Stated exercise: Extract from the listing each line in which the word "with" appears.

Data extract:
** BEGIN **

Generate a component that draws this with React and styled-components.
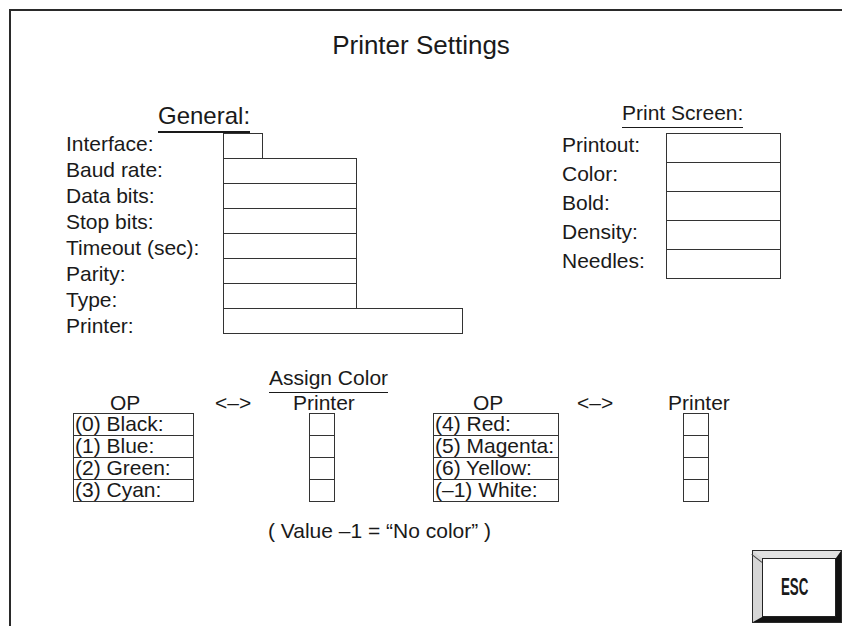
import React from 'react';
import styled, { createGlobalStyle } from 'styled-components';

const GlobalStyle = createGlobalStyle`
  html, body {
    margin: 0;
    padding: 0;
    background: #ffffff;
    overflow: hidden;
  }
  body {
    font-family: "Liberation Sans", Arial, sans-serif;
    color: #1a1a1a;
  }
`;

// main screen frame, right and bottom edges run off the screen
const Frame = styled.div`
  margin: 9px 0 0 9px;
  width: 831px;
  min-height: 640px;
  border-left: 2px solid #2a2a2a;
  border-top: 2px solid #2a2a2a;
  display: flex;
  flex-direction: column;
`;

const Title = styled.h1`
  margin: 19px 11px 0 0;
  font-size: 26px;
  line-height: 30px;
  font-weight: normal;
  text-align: center;
`;

const MainRow = styled.div`
  display: flex;
  align-items: flex-start;
  margin-top: 43px;
  padding-left: 55px;
`;

const Column = styled.div`
  display: flex;
  flex-direction: column;
  align-items: flex-start;
  width: ${(p) => p.$w}px;
  margin-left: ${(p) => p.$ml || 0}px;
  padding-top: ${(p) => p.$pt || 0}px;
`;

const SectionHead = styled.div`
  margin-left: ${(p) => p.$ml}px;
  margin-bottom: ${(p) => p.$mb || 0}px;
  font-size: ${(p) => p.$size}px;
  line-height: ${(p) => p.$lh}px;
  padding-bottom: ${(p) => p.$pb}px;
  border-bottom: ${(p) => p.$bw}px solid #1a1a1a;
`;

// labels and boxes of the general block sit in two columns with their own pitch
const GeneralGrid = styled.div`
  display: flex;
  align-items: flex-start;
`;

const LabelList = styled.div`
  display: flex;
  flex-direction: column;
  width: ${(p) => p.$w}px;
  margin-top: ${(p) => p.$mt || 0}px;
  font-size: 21px;
  line-height: ${(p) => p.$lh}px;
  white-space: nowrap;
`;

const BoxList = styled.div`
  display: flex;
  flex-direction: column;
`;

const FieldRow = styled.div`
  display: flex;
  align-items: flex-start;
  height: ${(p) => p.$h}px;
`;

const FieldLabel = styled.span`
  width: ${(p) => p.$w}px;
  font-size: 21px;
  line-height: ${(p) => p.$lh}px;
  white-space: nowrap;
`;

const FieldBox = styled.div`
  box-sizing: border-box;
  width: ${(p) => p.$w}px;
  height: ${(p) => p.$h + 1}px;
  border: 1px solid #333;
  background: #fff;

  & + & {
    margin-top: -1px;
  }
`;

const ColorSection = styled.div`
  display: flex;
  align-items: flex-start;
  margin-top: 28px;
  padding-left: 62px;
`;

const ColorCol = styled.div`
  display: flex;
  flex-direction: column;
  align-items: flex-start;
  width: ${(p) => p.$w}px;
  margin-left: ${(p) => p.$ml || 0}px;
`;

const HeadArea = styled.div`
  height: 46px;
  align-self: stretch;
  display: flex;
  flex-direction: column;
  justify-content: flex-end;
  align-items: flex-start;
`;

const HeadText = styled.div`
  font-size: 21px;
  line-height: 20px;
  margin-left: ${(p) => p.$ml || 0}px;
  white-space: nowrap;
`;

const AssignHead = styled.div`
  font-size: 21px;
  line-height: 20px;
  padding-bottom: 4px;
  border-bottom: 1px solid #1a1a1a;
  white-space: nowrap;
`;

const Stack = styled.div`
  display: flex;
  flex-direction: column;
  margin-left: ${(p) => p.$ml || 0}px;
`;

const Cell = styled.div`
  box-sizing: border-box;
  width: ${(p) => p.$w}px;
  height: 23px;
  border: 1px solid #333;
  padding-left: 1px;
  font-size: 21px;
  line-height: 20px;
  white-space: nowrap;

  & + & {
    margin-top: -1px;
  }
`;

const Note = styled.div`
  margin: 17px 0 0 257px;
  font-size: 21px;
  line-height: 24px;
`;

const EscRow = styled.div`
  display: flex;
  justify-content: flex-end;
  margin-top: 7px;
`;

const EscButton = styled.button`
  box-sizing: border-box;
  width: 90px;
  height: 73px;
  padding: 0;
  border: 1px solid #2a2a2a;
  background: #fff;
  position: relative;
  cursor: pointer;
  font-family: inherit;

  &::before {
    content: '';
    position: absolute;
    left: -1px;
    top: 3px;
    width: 13px;
    height: 1px;
    background: #444;
    transform: rotate(38deg);
    transform-origin: 0 0;
  }
`;

const EscBevel = styled.div`
  box-sizing: border-box;
  width: 100%;
  height: 100%;
  border-style: solid;
  border-width: 7px 5px 5px 9px;
  border-color: #e2e2e2 #121212 #121212 #d6d6d6;
`;

const EscFace = styled.div`
  box-sizing: border-box;
  width: 100%;
  height: 100%;
  border: 1px solid #222;
  background: #fff;
  display: flex;
  align-items: center;
  justify-content: center;
  padding-right: 9px;
`;

const EscText = styled.span`
  display: inline-block;
  font-size: 23px;
  font-weight: bold;
  color: #1a1a1a;
  transform: scaleX(0.58);
`;

const generalFields = [
  { label: 'Interface:', w: 40 },
  { label: 'Baud rate:', w: 134 },
  { label: 'Data bits:', w: 134 },
  { label: 'Stop bits:', w: 134 },
  { label: 'Timeout (sec):', w: 134 },
  { label: 'Parity:', w: 134 },
  { label: 'Type:', w: 134 },
  { label: 'Printer:', w: 240 },
];

const screenFields = ['Printout:', 'Color:', 'Bold:', 'Density:', 'Needles:'];

const leftColors = ['(0) Black:', '(1) Blue:', '(2) Green:', '(3) Cyan:'];
const rightColors = ['(4) Red:', '(5) Magenta:', '(6) Yellow:', '(–1) White:'];

const PrinterSettings = () => {
  return (
    <Frame>
      <Title>Printer Settings</Title>

      <MainRow>
        <Column $w={397} $pt={1}>
          <SectionHead $ml={92} $size={24} $lh={24} $pb={3} $bw={2}>
            General:
          </SectionHead>
          <GeneralGrid>
            <LabelList $w={157} $lh={26} $mt={-2}>
              {generalFields.map((f) => (
                <span key={f.label}>{f.label}</span>
              ))}
            </LabelList>
            <BoxList>
              {generalFields.map((f) => (
                <FieldBox key={f.label} $w={f.w} $h={25} />
              ))}
            </BoxList>
          </GeneralGrid>
        </Column>

        <Column $w={220} $ml={99}>
          <SectionHead $ml={60} $size={21} $lh={20} $pb={4} $bw={1} $mb={5}>
            Print Screen:
          </SectionHead>
          {screenFields.map((label) => (
            <FieldRow key={label} $h={29}>
              <FieldLabel $w={104} $lh={24}>
                {label}
              </FieldLabel>
              <FieldBox $w={115} $h={29} />
            </FieldRow>
          ))}
        </Column>
      </MainRow>

      <ColorSection>
        <ColorCol $w={121}>
          <HeadArea>
            <HeadText $ml={37}>OP</HeadText>
          </HeadArea>
          <Stack>
            {leftColors.map((c) => (
              <Cell key={c} $w={121}>
                {c}
              </Cell>
            ))}
          </Stack>
        </ColorCol>

        <ColorCol $w={38} $ml={21}>
          <HeadArea>
            <HeadText>&lt;–&gt;</HeadText>
          </HeadArea>
        </ColorCol>

        <ColorCol $w={120} $ml={16}>
          <HeadArea>
            <AssignHead>Assign Color</AssignHead>
            <HeadText $ml={24}>Printer</HeadText>
          </HeadArea>
          <Stack $ml={40}>
            {leftColors.map((c) => (
              <Cell key={c} $w={26} />
            ))}
          </Stack>
        </ColorCol>

        <ColorCol $w={126} $ml={44}>
          <HeadArea>
            <HeadText $ml={40}>OP</HeadText>
          </HeadArea>
          <Stack>
            {rightColors.map((c) => (
              <Cell key={c} $w={126}>
                {c}
              </Cell>
            ))}
          </Stack>
        </ColorCol>

        <ColorCol $w={38} $ml={18}>
          <HeadArea>
            <HeadText>&lt;–&gt;</HeadText>
          </HeadArea>
        </ColorCol>

        <ColorCol $w={62} $ml={53}>
          <HeadArea>
            <HeadText>Printer</HeadText>
          </HeadArea>
          <Stack $ml={15}>
            {rightColors.map((c) => (
              <Cell key={c} $w={26} />
            ))}
          </Stack>
        </ColorCol>
      </ColorSection>

      <Note>( Value –1 = “No color” )</Note>

      <EscRow>
        <EscButton>
          <EscBevel>
            <EscFace>
              <EscText>ESC</EscText>
            </EscFace>
          </EscBevel>
        </EscButton>
      </EscRow>
    </Frame>
  );
};

export default function App() {
  return (
    <>
      <GlobalStyle />
      <PrinterSettings />
    </>
  );
}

** END **

Correct output:
Generate a component that draws this with React and styled-components.
// labels and boxes of the general block sit in two columns with their own pitch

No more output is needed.